Nicknamed 'Calamity Jane,' Rookie Cop Anita McKeown Gets Nothing but Bad Breaks
08/12/1985 AT 01:00 AM EDT
08/12/1985 AT 01:00 AM EDT
Anita McKeown, a 5'9" blonde with a movie star's face and Hulk Hogan's muscle power, thought hard about becoming a police officer before applying to the Santa Monica force last year. She wanted a job that was different, one where she wouldn't be tied to a desk. And, confesses McKeown sheepishly, "There was a little of the fantasy about cops on TV."
McKeown, 24, may have had Hill Street Blues on her mind when she entered the police academy in April 1984, but after nearly a year on the job her story seems destined more for Emergency Room. During her first 10 months on the 148-strong city force, she suffered more serious mishaps in the line of duty than anybody can remember in the department's history. Her colleagues call her Calamity Jane and jokingly dive for cover whenever she strolls into the station house. That isn't often: She has spent 29 of her first 50 weeks sidelined with injuries. Consequently, her superiors told her she has failed probation and will have to repeat as a rookie if she wants to stay in the force. She vows to do just that. "I think it's just the luck of the draw," shrugs McKeown, a 140-pound Californian, now recovering from her second broken ankle. "If I thought it was anything more, I would quit."
Still the year has been so bad that McKeown, a psychology major who attended Cal State-Northridge on a basketball scholarship, has become a celebrity. She is scheduled for Johnny and Merv, and veteran Hollywood producer Andrew (The Rebel) Fenady has snapped up the rights to her life story. "I started tingling when I read about her," he gushes.
Consider the lowlights of McKeown's rookie year:
Nov. 10, 1984: McKeown, who finished in the top 17 percent of her class (and second among 16 women), is working the 10 p.m. to 8 a.m. shift. She pulls over a car for a routine traffic check, but the drunk driver gets out and starts running. McKeown gives chase, overtakes him and wrestles him to the ground. He grabs her gun, but she smashes his wrist. She subdues the man, but breaks a finger and badly wrenches her back in the process. She's out for five weeks.

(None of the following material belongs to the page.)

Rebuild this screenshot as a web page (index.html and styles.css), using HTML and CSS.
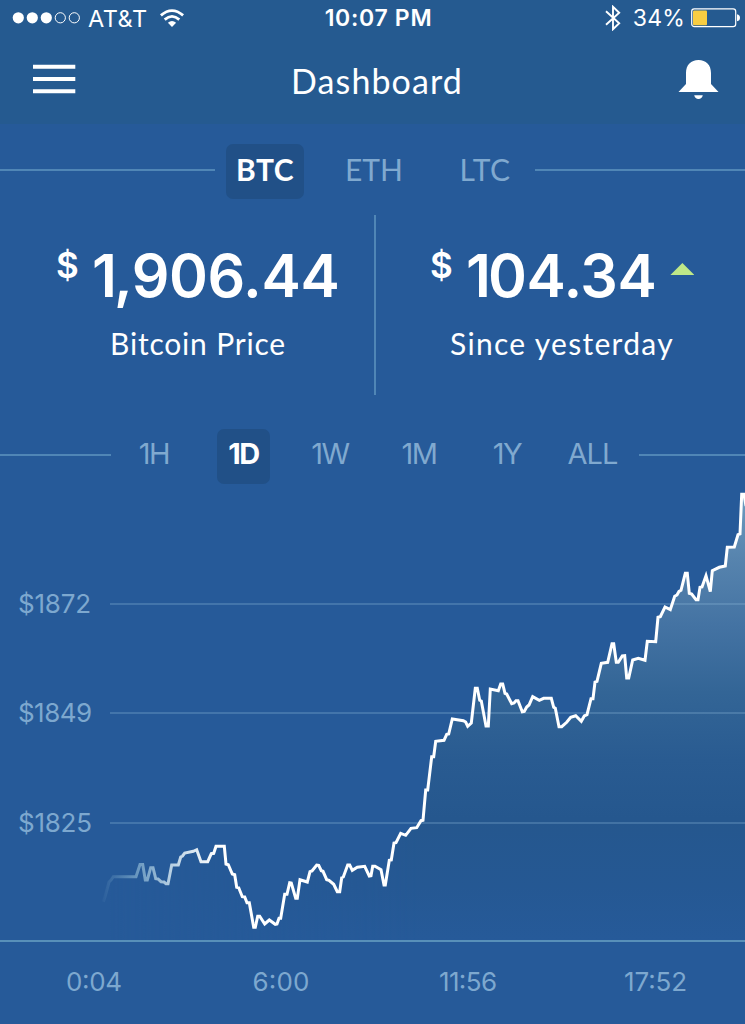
FILE: index.html
```html
<!DOCTYPE html>
<html lang="en">
<head>
<meta charset="utf-8">
<title>Dashboard</title>
<link rel="stylesheet" href="styles.css">
</head>
<body>
<div class="app">
  <header class="header">
    <div class="status">
      <div class="status-side">
        <svg class="signal" width="70" height="14" viewBox="0 0 70 14">
          <g fill="#fff"><circle cx="6.3" cy="6.8" r="5.6"/><circle cx="20.3" cy="6.8" r="5.6"/><circle cx="34.3" cy="6.8" r="5.6"/></g>
          <g fill="none" stroke="#fff" stroke-width="1"><circle cx="48.3" cy="6.8" r="5.1"/><circle cx="62.3" cy="6.8" r="5.1"/></g>
        </svg>
        <span class="carrier">AT&amp;T</span>
        <svg class="wifi" width="26" height="20" viewBox="0 0 26 20">
          <g fill="none" stroke="#fff" stroke-width="2.8"><path d="M1.9 7.4Q13 -2.2 24.1 7.4"/><path d="M5.7 11.6Q13 5.2 20.3 11.6"/></g>
          <path fill="#fff" d="M13 18.9L8.9 14.8Q13 11.2 17.1 14.8Z"/>
        </svg>
      </div>
      <span class="clock">10:07 PM</span>
      <div class="status-side status-right">
        <svg width="16" height="26" viewBox="0 0 16 26"><path d="M1 6.3L14.2 18.2L8 24.2V1.8L14.2 7.8L1 19.7" fill="none" stroke="#fff" stroke-width="1.9"/></svg>
        <span class="percent">34%</span>
        <svg width="50" height="20" viewBox="0 0 50 20">
          <rect x="1.7" y=".9" width="44" height="17.8" rx="2.6" fill="none" stroke="#fff" stroke-width="1.2"/>
          <rect x="3" y="2.4" width="14" height="14.8" rx="1" fill="#f8cd42"/>
          <path d="M47 6.3Q50 6.8 50 9.8T47 13.3Z" fill="#fff"/>
        </svg>
      </div>
    </div>
    <div class="nav">
      <svg class="menu" width="43" height="30" viewBox="0 0 43 30"><path d="M0 2.7H42.3M0 15H42.3M0 27.2H42.3" stroke="#fff" stroke-width="4"/></svg>
      <h1 class="title">Dashboard</h1>
      <svg class="bell" width="41" height="41" viewBox="0 0 41 41"><path fill="#fff" d="M8 14C8 6 13 1 20.5 1S33 6 33 14V25L40.5 33H.5L8 25ZM16.2 36.2H24.8Q23.8 40 20.5 40T16.2 36.2Z"/></svg>
    </div>
  </header>

  <nav class="tabs coins">
    <span class="rule"></span>
    <span class="tab active"><b>BTC</b></span>
    <span class="tab">ETH</span>
    <span class="tab ltc">LTC</span>
    <span class="rule"></span>
  </nav>

  <section class="stats">
    <div class="stat">
      <div class="amount"><span class="currency">$</span><span class="one">1</span><span>,906.44</span></div>
      <div class="label">Bitcoin Price</div>
    </div>
    <div class="stat change">
      <div class="amount"><span class="currency">$</span><span class="one">1</span><span>04.34</span><span class="up"></span></div>
      <div class="label">Since yesterday</div>
    </div>
  </section>

  <nav class="tabs ranges">
    <span class="rule"></span>
    <span class="tab">1H</span>
    <span class="tab active"><b>1D</b></span>
    <span class="tab">1W</span>
    <span class="tab">1M</span>
    <span class="tab">1Y</span>
    <span class="tab all">ALL</span>
    <span class="rule"></span>
  </nav>

  <svg class="chart" width="745" height="540" viewBox="0 484 745 540">
    <defs>
      <linearGradient id="area" gradientUnits="userSpaceOnUse" x1="0" y1="490" x2="0" y2="940">
        <stop offset="0" stop-color="#6f9dc1"/>
        <stop offset=".15" stop-color="#5784ae"/>
        <stop offset=".3" stop-color="#4473a3"/>
        <stop offset=".45" stop-color="#336596"/>
        <stop offset=".6" stop-color="#295b91"/>
        <stop offset=".73" stop-color="#25578e"/>
        <stop offset=".88" stop-color="#255893"/>
        <stop offset="1" stop-color="#265a99"/>
      </linearGradient>
      <linearGradient id="fade" gradientUnits="userSpaceOnUse" x1="110" y1="0" x2="420" y2="0">
        <stop offset="0" stop-color="#000"/><stop offset="1" stop-color="#fff"/>
      </linearGradient>
      <linearGradient id="stroke" gradientUnits="userSpaceOnUse" x1="100" y1="0" x2="216" y2="0">
        <stop offset="0" stop-color="#8fbbd6" stop-opacity="0"/>
        <stop offset=".3" stop-color="#8fbbd6" stop-opacity=".6"/>
        <stop offset=".6" stop-color="#c5dbea" stop-opacity=".9"/>
        <stop offset="1" stop-color="#fff"/>
      </linearGradient>
      <mask id="left" maskUnits="userSpaceOnUse" x="0" y="484" width="745" height="540"><rect y="484" width="745" height="540" fill="url(#fade)"/></mask>
    </defs>
    <path id="fill" fill="url(#area)" mask="url(#left)"/>
    <path d="M110 604H745M110 713H745M110 823H745" stroke="#8ebadb" stroke-opacity=".28" stroke-width="2"/>
    <path d="M0 941H745" stroke="#5890b9" stroke-width="2"/>
    <path id="line" fill="none" stroke="url(#stroke)" stroke-width="3"/>
    <g class="axis">
      <text x="18" y="613" textLength="73">$1872</text>
      <text x="18" y="722" textLength="74">$1849</text>
      <text x="18" y="832" textLength="74">$1825</text>
      <text x="66" y="991" textLength="56">0:04</text>
      <text x="252.5" y="991" textLength="57">6:00</text>
      <text x="439" y="991" textLength="58">11:56</text>
      <text x="624" y="991" textLength="63">17:52</text>
    </g>
  </svg>
</div>
<script src="chart.js"></script>
</body>
</html>
```
FILE: styles.css
```css
body { margin: 0; background: #265a99; color: #fff; font-family: "Lato", sans-serif; }
.app { width: 745px; height: 1024px; overflow: hidden; display: flex; flex-direction: column; background: #265a99; }

.header { height: 124px; flex: none; background: #255a90; }
.status { height: 36px; display: grid; grid-template-columns: 1fr auto 1fr; align-items: center; padding: 0 5px 0 12px; font-family: "Inter", sans-serif; font-size: 23px; }
.status-side { display: flex; align-items: center; }
.status-right { justify-content: flex-end; }
.carrier { margin-left: 6px; font-size: 23.5px; letter-spacing: .5px; font-weight: 400; }
.wifi { margin-left: 11px; }
.clock { padding-left: 5px; font-weight: 600; letter-spacing: .7px; }
.percent { margin: 0 5px 0 12px; font-weight: 400; letter-spacing: .2px; }

.nav { height: 86px; display: flex; align-items: center; justify-content: space-between; padding: 0 26px 0 33px; box-sizing: border-box; }
.title { margin: 4px 0 0; font-size: 34px; line-height: 40px; font-weight: 400; letter-spacing: 1.1px; }

.tabs { height: 55px; flex: none; display: grid; align-items: center; font-size: 30px; line-height: 50px; color: #80a9cf; }
.tab { height: 55px; text-align: center; }
.coins { margin-top: 20px; grid-template-columns: 226px 109px 78px 108px 224px; }
.coins .ltc { padding-left: 36px; letter-spacing: .5px; }
.ranges { grid-template-columns: 111px 86px 93px 80px 98px 78px 93px 106px; font-family: "Inter", sans-serif; font-weight: 400; font-size: 29px; letter-spacing: -1.5px; }
.ranges .all { letter-spacing: -1px; }
.rule { height: 2px; margin-bottom: 3px; background: #5086b6; }
.active { border-radius: 7px; background: #215087; color: #fff; }
.active b { font-weight: 700; }
.coins .rule:first-child { width: 215px; }
.coins .rule:last-child { width: 210px; justify-self: end; }
.coins .active { width: 78px; letter-spacing: .5px; }
.ranges .active { width: 53px; justify-self: center; }

.stats { height: 180px; flex: none; margin: 16px 0 34px; display: grid; grid-template-columns: 374px 1fr; }
.stat { display: flex; flex-direction: column; }
.change { border-left: 2px solid #5086b6; }
.amount { display: flex; height: 110px; padding: 25px 0 0 56px; box-sizing: border-box; font-family: "Inter", sans-serif; font-size: 59px; line-height: 72px; font-weight: 600; letter-spacing: -.4px; }
.change .amount { padding-left: 54px; }
.currency { width: 36px; font-size: 35px; line-height: 50px; }
.one { letter-spacing: -3px; }
.up { width: 24px; height: 12px; margin: 23px 0 0 14px; background: #bfe888; clip-path: polygon(50% 0, 100% 100%, 0 100%); }
.label { font-size: 30px; line-height: 36px; letter-spacing: .8px; text-align: center; padding-left: 22px; }
.change .label { padding-left: 3px; letter-spacing: 1.3px; }

.chart { display: block; flex: none; }
.axis { fill: #7da8cf; font-family: "Inter", sans-serif; font-size: 26px; font-weight: 400; }
```
FILE: chart.js
```js
const points = `103.3,901.7 105,896.7 109,882 111,880 113.3,876.7 136,876.7 140,864.5 142.7,864.5 145.3,880 147.3,880 150.7,867.7 153,867.7 155.7,878.7 158,879 161,881.7 164,882 166,883.7 168,883.7 171.7,865 178.3,865 180.7,857 182.5,856 184.7,853 193.3,851.3 196.7,849.7 201,861.7 207.7,861.7 211.3,853.7 213.7,853.3 216,846.3 224.3,846.3 226,864 228.3,864.7 232.3,874 234.7,874.7 236.7,887.3 238.7,887.7 242.3,896.7 244.7,897 247,902.7 249.3,902.7 253.7,927.3 255.3,927.3 257.7,916.3 259.7,916.3 264.7,924 269.3,920 275.3,924.3 277,924 279,918.3
280.7,918.3 284.7,894.3 287,894.3 289.7,882.7 291.3,883 295.7,898.3 297.3,898.3 300,879.7 307.3,882 310,871.7 312,871 316.7,865 318.7,865.3 321.3,870.7 323,871.3 326.7,879.7 329,880.3 333.7,884.3 337.3,891.7 339.7,891.7 341.7,877.7 343.3,877 347.7,865 349.7,865 352.3,870.3 357.3,867.3 364.7,866.3 369.3,876 371,875.7 372.7,866.3 375,866.3 381,869.7 384,885 385.3,885 389.3,860.3 391.3,860 394,843 396,842.7 400.7,833.3 405.7,835.3 411,828.3 416.7,827.7 421,820.7
423,820.3 425.7,790 427.7,790 431.7,756.7 433.7,756.7 435.7,741.3 444,740.3 446.7,734.3 448.7,734 452.3,719 463.3,720.7 465.7,722 467.7,726.3 471.3,723 475.3,688.3 477.3,688.3 479.7,700.3 481.3,701 486,726 488.3,726 490.3,689 498.3,690.7 500.7,684 502.7,684 505,693.3 506.7,694 511.7,703.7 514,703 516,700.7 518,700.7 522.3,711.7 524.3,711.3 526.7,707 529,705 532.7,696.7 539.3,700.3 543.7,698.3 551.3,698.3 553.7,707.3 555.3,708.3 559,726.7 561.7,726.7 566.7,722.3 570.7,717.3 575.7,715.7 581.3,721.3 584.3,716
587,714.7 591,698.7 593,698.7 595,682 597,681.3 601.3,663.3 607.7,662.3 612,643.7 613.7,643.7 616.3,662.3 618.3,662.3 622.3,656 624.7,655.7 626.7,678 628.7,678 632.7,660 638.3,658.3 645,660.3 647.3,641.3 655.7,641.7 658,617.3 660.3,616.7 665,607 670.3,609.7 674.7,596.3 677,595 679,591.3 681,590.3 685.3,573.3 687.3,573.3 689.3,593.3 691.7,594 696,599.7 698,599.7 700,587.3 702,587 706,575.7 710.3,591.7 712.3,570.7 719.3,567.3 725.3,566 727.3,547.3 734.3,547 738,534.7 740,534 741.7,494.3 744,494.3 746,506`;
const line = 'M' + points.split(/\s+/).join('L');
document.getElementById('line').setAttribute('d', line);
document.getElementById('fill').setAttribute('d', line + 'V940H103Z');
```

Dec. 23, 1984: McKeown stops her patrol car at 11:30 p.m. to question two youths who, neighbors complain, are noisy. "Before I know it, one of them pulls a knife from his waist and lunges at me," she says. "He got me in the hand and shoulder." The other boy shoves a gun to her head and pulls the trigger. Nothing happens. "When I heard the click, I thought I was dead," says McKeown. Later she is found by backup officers facedown and unconscious from a blow to the head. She spends 12 hours in the hospital. Her superiors tell her to take two weeks off.
Feb. 9, 1985: After a week of desk duty she is back on patrol. About 1 a.m. she reports a three-car collision on the Santa Monica Freeway. McKeown is helping to push one of the cars off the road when a drunk driver clips her and she is thrown to the pavement. Forever diligent, she limps over to the car, which has crashed into the center of the divider, and arrests the driver. Score this one a broken right ankle and torn kidney. She's out for seven weeks.
April 23, 1985: Four trouble-free weeks end at 2:30 a.m. She spots a car without taillights, and is close enough to read the plates, when one of the passengers leans out the window and starts shooting. The bullets shatter her windshield and miss her head by inches. "It was the one time I came close to quitting," she says.
June 13, 1985: McKeown gives chase at 100 mph to a stolen car that crashes into a wall, killing one passenger. The wall stops McKeown too, and she spends two days in intensive care and four more in the hospital for injuries including a broken ankle, bruised heart and torn eye tissue.
There is a bright side to all this. McKeown's once sputtering social life has picked up again. "I lost my boyfriend when I entered the academy," she says. "He just couldn't handle the fact that I was a cop." Her current beau, whose appropriate name is Mike Hurt, 29, handles it better because he, too, is a Santa Monica officer. They got to know each other when he helped investigate her stabbing incident; he later consoled her through her other medical traumas. In fact, some of their early dates were in the emergency room. Hurt, a muscular guy, isn't wild about McKeown being on the force. "Look, I just figure if you've got a bad guy out there and he's built like Arnold Schwarzenegger, you need somebody just as strong to take him out."
But plucky Anita, one of five kids of an electrician and a homemaker, isn't about to give up her $22,000-a-year job because of a few broken bones and stray bullets. "My family and friends are crusading to get me to retire," she says. "But I've decided to grit my teeth and go back." Come August 22, McKeown returns to active duty. Watch out, Miami Vice. Or better yet, General Hospital.